Your answer is a single number: the count of lines that contain the string "page".

--- start of Material for this exercise ---

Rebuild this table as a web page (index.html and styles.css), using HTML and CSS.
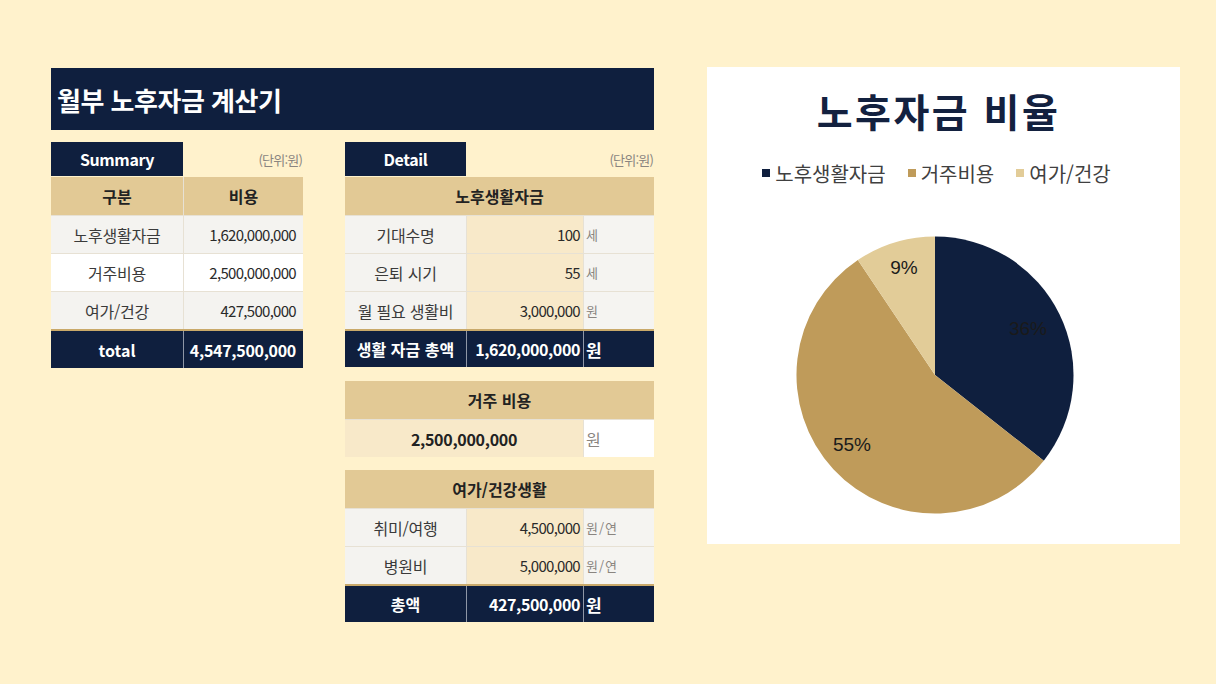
FILE: index.html
```html
<!DOCTYPE html>
<html lang="ko">
<head>
<meta charset="utf-8">
<title>월부 노후자금 계산기</title>
<link rel="stylesheet" href="styles.css">
</head>
<body>
<div class="page">
  <div class="left">
    <div class="title-bar">월부 노후자금 계산기</div>
    <div class="tables">
      <div class="summary">
        <div class="tab-row">
          <div class="tab tab-sum">Summary</div>
          <div class="unit-note">(단위:원)</div>
        </div>
        <div class="grid sum-grid">
          <div class="cell head">구분</div>
          <div class="cell head">비용</div>
          <div class="cell label gray">노후생활자금</div>
          <div class="cell num gray">1,620,000,000</div>
          <div class="cell label white">거주비용</div>
          <div class="cell num white">2,500,000,000</div>
          <div class="cell label gray">여가/건강</div>
          <div class="cell num gray">427,500,000</div>
        </div>
        <div class="total sum-total">
          <div class="cell tcell tlabel">total</div>
          <div class="cell tcell tnum big">4,547,500,000</div>
        </div>
      </div>

      <div class="detail">
        <div class="tab-row">
          <div class="tab tab-det">Detail</div>
          <div class="unit-note">(단위:원)</div>
        </div>
        <div class="block">
          <div class="grid det-grid">
            <div class="cell head span3">노후생활자금</div>
            <div class="cell label gray">기대수명</div>
            <div class="cell num cream">100</div>
            <div class="cell unit">세</div>
            <div class="cell label gray">은퇴 시기</div>
            <div class="cell num cream">55</div>
            <div class="cell unit">세</div>
            <div class="cell label gray">월 필요 생활비</div>
            <div class="cell num cream">3,000,000</div>
            <div class="cell unit">원</div>
          </div>
          <div class="total det-total">
            <div class="cell tcell tlabel">생활 자금 총액</div>
            <div class="cell tcell tnum">1,620,000,000</div>
            <div class="cell tcell tunit">원</div>
          </div>
        </div>

        <div class="block block-house">
          <div class="grid det-grid">
            <div class="cell head span3">거주 비용</div>
            <div class="cell cream bignum span2">2,500,000,000</div>
            <div class="cell unit white plain">원</div>
          </div>
        </div>

        <div class="block block-leisure">
          <div class="grid det-grid">
            <div class="cell head span3">여가/건강생활</div>
            <div class="cell label gray">취미/여행</div>
            <div class="cell num cream">4,500,000</div>
            <div class="cell unit">원/연</div>
            <div class="cell label gray">병원비</div>
            <div class="cell num cream">5,000,000</div>
            <div class="cell unit">원/연</div>
          </div>
          <div class="total det-total">
            <div class="cell tcell tlabel">총액</div>
            <div class="cell tcell tnum">427,500,000</div>
            <div class="cell tcell tunit">원</div>
          </div>
        </div>
      </div>
    </div>
  </div>

  <div class="chart">
    <div class="chart-title">노후자금 비율</div>
    <div class="legend">
      <span class="lg"><i class="sw sw-navy"></i>노후생활자금</span>
      <span class="lg"><i class="sw sw-tan"></i>거주비용</span>
      <span class="lg"><i class="sw sw-light"></i>여가/건강</span>
    </div>
    <svg class="pie" width="473" height="358" viewBox="0 0 473 358">
      <path d="M228,189 L228,50.5 A138.5,138.5 0 0 1 336.78,274.73 Z" fill="#0f1f3e"/>
      <path d="M228,189 L336.78,274.73 A138.5,138.5 0 1 1 150.84,74.0 Z" fill="#bf9b5a"/>
      <path d="M228,189 L150.84,74.0 A138.5,138.5 0 0 1 228,50.5 Z" fill="#e2cc98"/>
      <text x="321" y="142" class="pl">36%</text>
      <text x="145" y="258" class="pl">55%</text>
      <text x="197" y="81" class="pl">9%</text>
    </svg>
  </div>
</div>
</body>
</html>
```

FILE: styles.css
```css
html, body {
  margin: 0;
  padding: 0;
}
body {
  background: #fff2cc;
  width: 1216px;
  height: 684px;
  overflow: hidden;
  font-family: "Noto Sans CJK KR", "Noto Sans", sans-serif;
  color: #333;
}
.page {
  display: flex;
  align-items: flex-start;
  padding: 67px 0 0 51px;
}
.left {
  width: 603px;
  padding-top: 1px;
}
.title-bar {
  height: 62px;
  background: #0f1f3e;
  color: #fff;
  font-size: 26px;
  font-weight: 700;
  display: flex;
  align-items: center;
  padding-left: 6px;
  letter-spacing: -0.5px;
}
.tables {
  display: flex;
  gap: 42px;
  margin-top: 12px;
}
.summary { width: 252px; }
.detail { width: 309px; }

.tab-row {
  display: flex;
  align-items: center;
  justify-content: space-between;
  height: 34px;
  margin-bottom: 1px;
}
.tab {
  height: 34px;
  background: #0f1f3e;
  color: #fff;
  font-weight: 700;
  font-size: 16px;
  display: flex;
  align-items: center;
  justify-content: center;
  letter-spacing: -0.4px;
}
.tab-sum { width: 132px; }
.tab-det { width: 121px; }
.unit-note {
  font-size: 13px;
  color: #8a8580;
  padding-right: 1px;
  letter-spacing: -0.8px;
}

.grid {
  display: grid;
  gap: 1px;
  background: #e7e1d4;
}
.sum-grid {
  grid-template-columns: 132px 119px;
  grid-template-rows: 38px 37px 37px 37px;
}
.det-grid {
  grid-template-columns: 121px 116px 70px;
  grid-auto-rows: 37px;
  grid-template-rows: 38px;
}
.cell {
  display: flex;
  align-items: center;
  justify-content: center;
  font-size: 16px;
  white-space: nowrap;
}
.head {
  background: #e2c995;
  font-weight: 700;
  font-size: 16px;
  color: #222;
}
.span3 { grid-column: span 3; }
.span2 { grid-column: span 2; }
.label { color: #3a3a3a; letter-spacing: -0.2px; }
.gray { background: #f4f3f0; }
.white { background: #fff; }
.cream { background: #f8e9c9; }
.num {
  justify-content: flex-end;
  padding-right: 7px;
  font-size: 15px;
  letter-spacing: -0.7px;
  color: #2a2a2a;
}
.det-grid .num { padding-right: 3px; }
.unit {
  background: #f5f4f1;
  justify-content: flex-start;
  padding-left: 2px;
  font-size: 13px;
  color: #8a8580;
  letter-spacing: 1px;
}
.unit.plain {
  background: #fff;
  font-size: 16px;
  padding-left: 2px;
  letter-spacing: 0;
}
.bignum {
  font-weight: 700;
  font-size: 16px;
  color: #222;
  letter-spacing: -0.3px;
}

.total {
  display: grid;
  gap: 1px;
  background: #8e96a6;
  border-top: 2px solid #c9a96a;
}
.sum-total {
  grid-template-columns: 132px 119px;
  grid-template-rows: 37px;
}
.det-total {
  grid-template-columns: 121px 116px 70px;
  grid-template-rows: 36px;
}
.tcell {
  background: #0f1f3e;
  color: #fff;
  font-weight: 700;
  font-size: 16px;
}
.tnum {
  justify-content: flex-end;
  padding-right: 3px;
  letter-spacing: -0.4px;
}
.tnum.big {
  font-size: 16px;
  padding-right: 7px;
  letter-spacing: -0.3px;
}
.tunit {
  justify-content: flex-start;
  padding-left: 2px;
  font-size: 17px;
}
.block-house { margin-top: 14px; }
.block-leisure { margin-top: 13px; }

.chart {
  width: 473px;
  height: 477px;
  margin-left: 53px;
  background: #fff;
  display: flex;
  flex-direction: column;
  align-items: center;
}
.chart-title {
  margin-top: 20px;
  height: 46px;
  line-height: 46px;
  font-size: 39px;
  font-weight: 700;
  color: #13213f;
  letter-spacing: 2.5px;
  padding-right: 10px;
}
.legend {
  margin-top: 27px;
  height: 26px;
  display: flex;
  align-items: center;
  gap: 22px;
  font-size: 20px;
  color: #404040;
  padding-right: 14px;
}
.lg {
  display: flex;
  align-items: center;
}
.sw {
  display: inline-block;
  width: 8px;
  height: 8px;
  margin-right: 5px;
}
.sw-navy { background: #0f1f3e; }
.sw-tan { background: #bf9b5a; }
.sw-light { background: #e2cc98; }
.pie { display: block; }
.pl {
  font-family: "Liberation Sans", Arial, sans-serif;
  font-size: 19px;
  fill: #1a1a1a;
  text-anchor: middle;
  dominant-baseline: central;
}
```
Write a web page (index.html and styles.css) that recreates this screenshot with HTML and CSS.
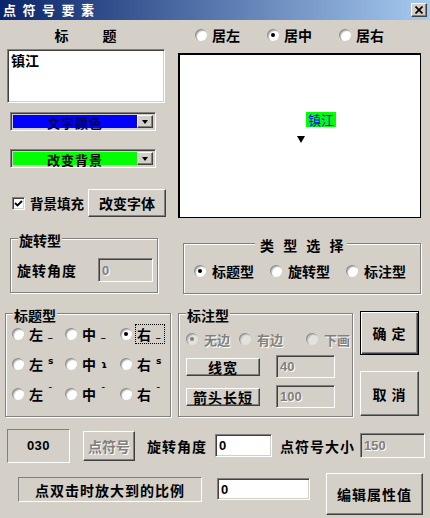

--- end of Material for this exercise ---

(Complete output) 4